Kabul: The United Nations has given confirmation that the Taliban have allowed women to enter colleges and universities in a post that welcomes the re-opening of universities in the conflict-ridden country. Places of higher education had been closed since the Taliban coup in September and fears that women would not be allowed to attend had persisted all the while.
"(The) U.N. welcomes the announcement that public universities will begin re-opening 2 February to all female and male students. So crucial that every young person has equal access to education," the UN mission to Afghanistan said in a tweet late on Tuesday.
A Reuters report claimed that one of its staff had spotted women being allowed to enter the government Nangarhar University in Jalalabad via a separate entrance.
The Taliban administration had not officially announced its plan for female university students, but education officials told Reuters women were permitted to attend classes on the proviso they were physically separated from male students.
An education official, who declined to be named, said that female students could attend universities and that the university administrations had been given options of segregating classrooms as well as staggering class hours to avoid mixing of genders.

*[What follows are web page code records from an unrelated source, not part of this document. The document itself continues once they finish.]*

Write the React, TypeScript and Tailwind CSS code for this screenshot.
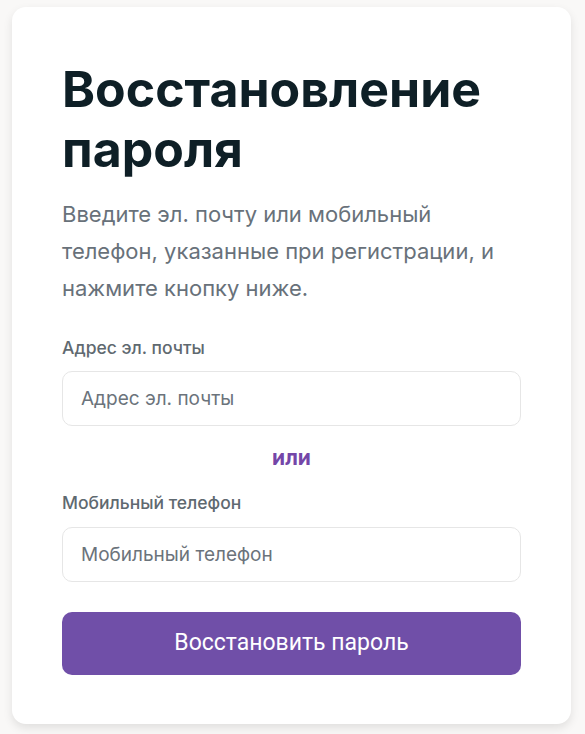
import React from 'react';

const font = { fontFamily: 'Inter, "Noto Sans", sans-serif' };

export default function App() {
  return (
    <div className="min-h-screen bg-[#f9f8f7] px-[12px] pt-[7px] pb-[10px]" style={font}>
      <div className="w-[559px] rounded-[14px] bg-white shadow-[0_4px_10px_rgba(0,0,0,0.10)] px-[50px] pt-[52px] pb-[49px]">
        <h1 className="text-[50px] leading-[60px] font-bold text-[#0e1f26]">Восстановление пароля</h1>
        <p className="mt-[17px] text-[22px] leading-[37px] text-[#68717a]">
          Введите эл. почту или мобильный телефон, указанные при регистрации, и нажмите кнопку ниже.
        </p>
        <form className="mt-[30px]" onSubmit={e => e.preventDefault()}>
          <label className="block text-[17.5px] leading-[22px] font-medium text-[#5f6970]">Адрес эл. почты</label>
          <input
            type="email"
            placeholder="Адрес эл. почты"
            className="mt-[12px] block w-full h-[55px] rounded-[10px] border border-[#e6e6e6] px-[18px] text-[19px] text-[#333] placeholder:text-[#6b737b] outline-none"
          />
          <div className="mt-[18px] text-center text-[21px] leading-[28px] font-bold text-[#7446a8]">или</div>
          <label className="mt-[20px] block text-[17.5px] leading-[22px] font-medium text-[#5f6970]">Мобильный телефон</label>
          <input
            type="tel"
            placeholder="Мобильный телефон"
            className="mt-[13px] block w-full h-[55px] rounded-[10px] border border-[#e6e6e6] px-[18px] text-[19px] text-[#333] placeholder:text-[#6b737b] outline-none"
          />
          <button
            type="submit"
            className="mt-[30px] w-full h-[63px] rounded-[10px] bg-[#704fa8] text-white text-[23px]"
            style={{ fontFamily: 'Roboto, Inter, sans-serif' }}
          >
            Восстановить пароль
          </button>
        </form>
      </div>
    </div>
  );
}
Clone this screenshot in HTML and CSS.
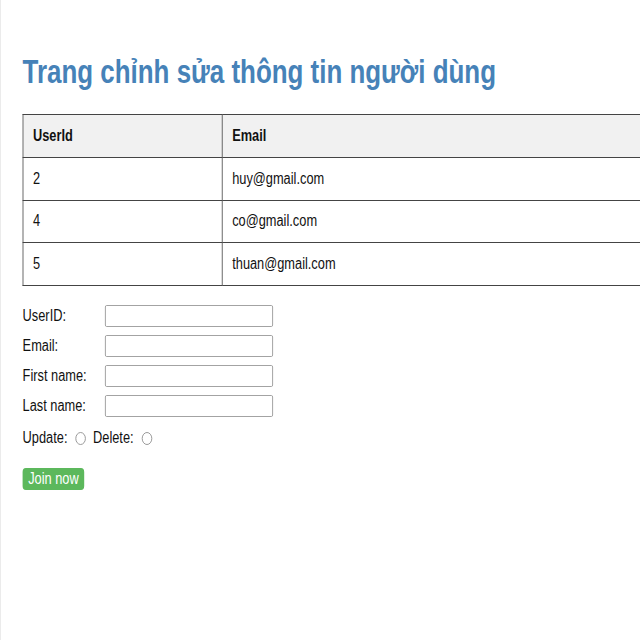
FILE: index.html
```html
<!DOCTYPE html>
<html lang="vi">
<head>
<meta charset="utf-8">
<link rel="stylesheet" href="styles.css">
</head>
<body>
<div class="frame">
<div class="page">
  <h1 class="title">Trang chỉnh sửa thông tin người dùng</h1>
  <table class="users">
    <thead>
      <tr><th class="col-id">UserId</th><th>Email</th></tr>
    </thead>
    <tbody>
      <tr><td>2</td><td>huy@gmail.com</td></tr>
      <tr><td>4</td><td>co@gmail.com</td></tr>
      <tr><td>5</td><td>thuan@gmail.com</td></tr>
    </tbody>
  </table>
  <form class="form">
    <div class="row"><label class="lbl">UserID:</label><input class="field" type="text"></div>
    <div class="row"><label class="lbl">Email:</label><input class="field" type="text"></div>
    <div class="row"><label class="lbl">First name:</label><input class="field" type="text"></div>
    <div class="row"><label class="lbl">Last name:</label><input class="field" type="text"></div>
    <div class="radios">
      <span>Update:</span><span class="radio"></span>
      <span>Delete:</span><span class="radio"></span>
    </div>
    <button class="btn" type="button">Join now</button>
  </form>
</div>
</div>
</body>
</html>
```
FILE: styles.css
```css
html, body {
  margin: 0;
  padding: 0;
  background: #fff;
  overflow: hidden;
}
body {
  font-family: "Liberation Sans", Arial, sans-serif;
  color: #111;
  font-size: 16px;
}
.frame {
  width: 639px;
  height: 640px;
  border-left: 1px solid #ebebeb;
  overflow: hidden;
}
.page {
  width: 800px;
  box-sizing: border-box;
  padding-left: 27px;
  transform: scaleX(0.8);
  transform-origin: 0 0;
}
.title {
  margin: 0;
  padding-top: 53px;
  font-size: 32.4px;
  line-height: 38px;
  font-weight: bold;
  color: #4682b8;
  height: 61px;
}
.users {
  border-collapse: collapse;
  width: 820px;
}
.users th, .users td {
  border: 1px solid #444;
  text-align: left;
  padding: 0 11px 0 12px;
  height: 41.75px;
  font-size: 16px;
}
.users th {
  background: #f1f1f1;
  font-weight: bold;
}
.col-id {
  width: 225px;
}
.form {
  padding-top: 19px;
}
.row {
  display: flex;
  align-items: center;
  height: 22px;
  margin-bottom: 8px;
}
.lbl {
  width: 103px;
  font-size: 16px;
}
.field {
  width: 210px;
  height: 22px;
  box-sizing: border-box;
  border: 1px solid #999;
  border-radius: 2px;
  margin: 0;
  padding: 0;
}
.radios {
  display: flex;
  align-items: center;
  margin-top: 11px;
  height: 20px;
}
.radio {
  display: inline-block;
  width: 11px;
  height: 11px;
  border: 1px solid #8f8f8f;
  border-radius: 50%;
  margin: 0 9px 0 10px;
}
.btn {
  display: block;
  margin-top: 20px;
  background: #5cb85c;
  color: #fff;
  border: none;
  border-radius: 4px;
  font-family: "Liberation Sans", Arial, sans-serif;
  font-size: 16px;
  padding: 0 7px;
  height: 22px;
  line-height: 22px;
}
```
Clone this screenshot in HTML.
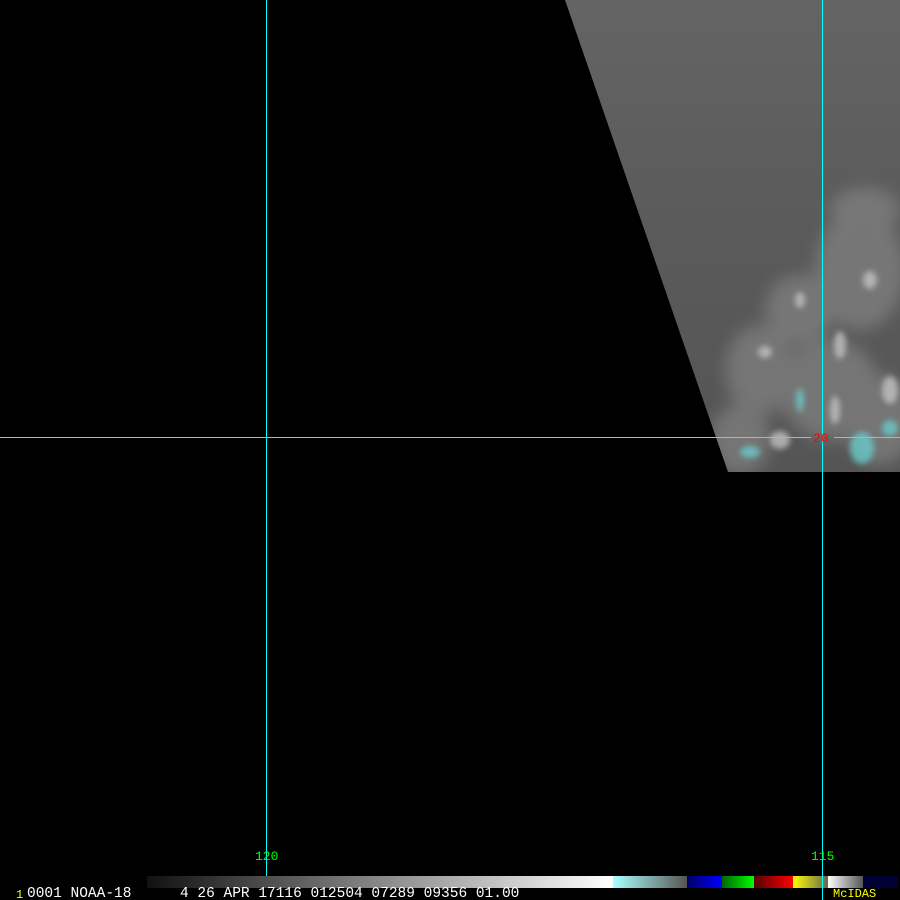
<!DOCTYPE html>
<html><head><meta charset="utf-8"><style>
html,body{margin:0;padding:0;background:#000;width:900px;height:900px;overflow:hidden}
svg{display:block}
text{font-family:"Liberation Mono",monospace}
</style></head><body>
<svg width="900" height="900" viewBox="0 0 900 900" xmlns="http://www.w3.org/2000/svg" shape-rendering="crispEdges">
<defs>
<linearGradient id="g" x1="0" y1="0" x2="0" y2="1">
<stop offset="0" stop-color="#646464"/>
<stop offset="0.5" stop-color="#5a5a5a"/>
<stop offset="1" stop-color="#555"/>
</linearGradient>
<clipPath id="c"><polygon points="565,0 900,0 900,472 728,472"/></clipPath>
<filter id="b" x="-50%" y="-50%" width="200%" height="200%"><feGaussianBlur stdDeviation="8"/></filter>
<filter id="b2" x="-50%" y="-50%" width="200%" height="200%"><feGaussianBlur stdDeviation="3"/></filter>
</defs>
<rect width="900" height="900" fill="#000"/>
<polygon points="565,0 900,0 900,472 728,472" fill="url(#g)" shape-rendering="auto"/>
<g clip-path="url(#c)" shape-rendering="auto">
<g filter="url(#b)" fill="#8a8a8a" opacity="0.6">
<ellipse cx="860" cy="270" rx="45" ry="60"/>
<ellipse cx="800" cy="310" rx="35" ry="35"/>
<ellipse cx="760" cy="370" rx="35" ry="45"/>
<ellipse cx="830" cy="390" rx="50" ry="50"/>
<ellipse cx="740" cy="440" rx="30" ry="35"/>
<ellipse cx="880" cy="420" rx="35" ry="45"/>
<ellipse cx="865" cy="210" rx="35" ry="22"/>
</g>
<g filter="url(#b2)" fill="#c8c8c8" opacity="0.75">
<ellipse cx="765" cy="352" rx="7" ry="6"/>
<ellipse cx="840" cy="345" rx="6" ry="14"/>
<ellipse cx="835" cy="410" rx="5" ry="14"/>
<ellipse cx="780" cy="440" rx="10" ry="9"/>
<ellipse cx="890" cy="390" rx="8" ry="14"/>
<ellipse cx="800" cy="300" rx="5" ry="8"/>
<ellipse cx="870" cy="280" rx="7" ry="9"/>
</g>
<g fill="#6ad6d6" opacity="0.7" filter="url(#b2)">
<ellipse cx="800" cy="400" rx="4" ry="12"/>
<ellipse cx="750" cy="452" rx="10" ry="6"/>
<ellipse cx="862" cy="448" rx="12" ry="16"/>
<ellipse cx="890" cy="428" rx="8" ry="8"/>
</g>
</g>
<rect x="266" y="0" width="1" height="876" fill="#0ff"/>
<rect x="822" y="0" width="1" height="900" fill="#0ff"/>
<rect x="0" y="437" width="811" height="1" fill="#0ff"/>
<rect x="834" y="437" width="66" height="1" fill="#0ff"/>
<text x="813" y="442" font-size="13" fill="#f00">20</text>
<text x="255" y="860" font-size="13" fill="#0f0">120</text>
<text x="811" y="860" font-size="13" fill="#0f0">115</text>
<defs>
<linearGradient id="gr" x1="0" x2="1"><stop offset="0" stop-color="#111"/><stop offset="1" stop-color="#fff"/></linearGradient>
<linearGradient id="cy" x1="0" x2="1"><stop offset="0" stop-color="#aff"/><stop offset="1" stop-color="#555"/></linearGradient>
<linearGradient id="bl" x1="0" x2="1"><stop offset="0" stop-color="#006"/><stop offset="1" stop-color="#00f"/></linearGradient>
<linearGradient id="gn" x1="0" x2="1"><stop offset="0" stop-color="#060"/><stop offset="1" stop-color="#0f0"/></linearGradient>
<linearGradient id="rd" x1="0" x2="1"><stop offset="0" stop-color="#500"/><stop offset="1" stop-color="#f00"/></linearGradient>
<linearGradient id="yl" x1="0" x2="1"><stop offset="0" stop-color="#ff0"/><stop offset="1" stop-color="#665"/></linearGradient>
<linearGradient id="wg" x1="0" x2="1"><stop offset="0" stop-color="#fff"/><stop offset="1" stop-color="#555"/></linearGradient>
</defs>
<rect x="147" y="876" width="466" height="12" fill="url(#gr)"/>
<rect x="613" y="876" width="74" height="12" fill="url(#cy)"/>
<rect x="687" y="876" width="35" height="12" fill="url(#bl)"/>
<rect x="722" y="876" width="32" height="12" fill="url(#gn)"/>
<rect x="754" y="876" width="39" height="12" fill="url(#rd)"/>
<rect x="793" y="876" width="35" height="12" fill="url(#yl)"/>
<rect x="828" y="876" width="35" height="12" fill="url(#wg)"/>
<rect x="863" y="876" width="35" height="12" fill="#003"/>
<rect x="822" y="876" width="1" height="24" fill="#0ff"/>
<text x="16" y="898" font-size="12" fill="#ff0">1</text>
<text x="27" y="897" font-size="14.5" fill="#fff">0001 NOAA-18</text>
<text x="180" y="897" font-size="14.5" fill="#fff">4 26 APR 17116 012504 07289 09356 01.00</text>
<text x="833" y="897" font-size="12" fill="#ff0">McIDAS</text>
</svg>
</body></html>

Under its previous rule from 1996 to 2001, the hardline Islamist Taliban had barred women and girls from education. The group says it has changed since resuming power on August 15 as foreign forces withdrew, but has been vague on its plans and high school-aged girls in many provinces have still not been allowed to return to school. Some private universities have reopened, but in many cases female students have not been able to return to class.
Minister of Higher Education Abdul Baqi Haqqani had announced that men and women would be permitted to attend university but did not specify any reopening datem sk far warmer provinces in Afghanistan have opened up their higher education institutions while colder areas like Kabul are waiting out the winter.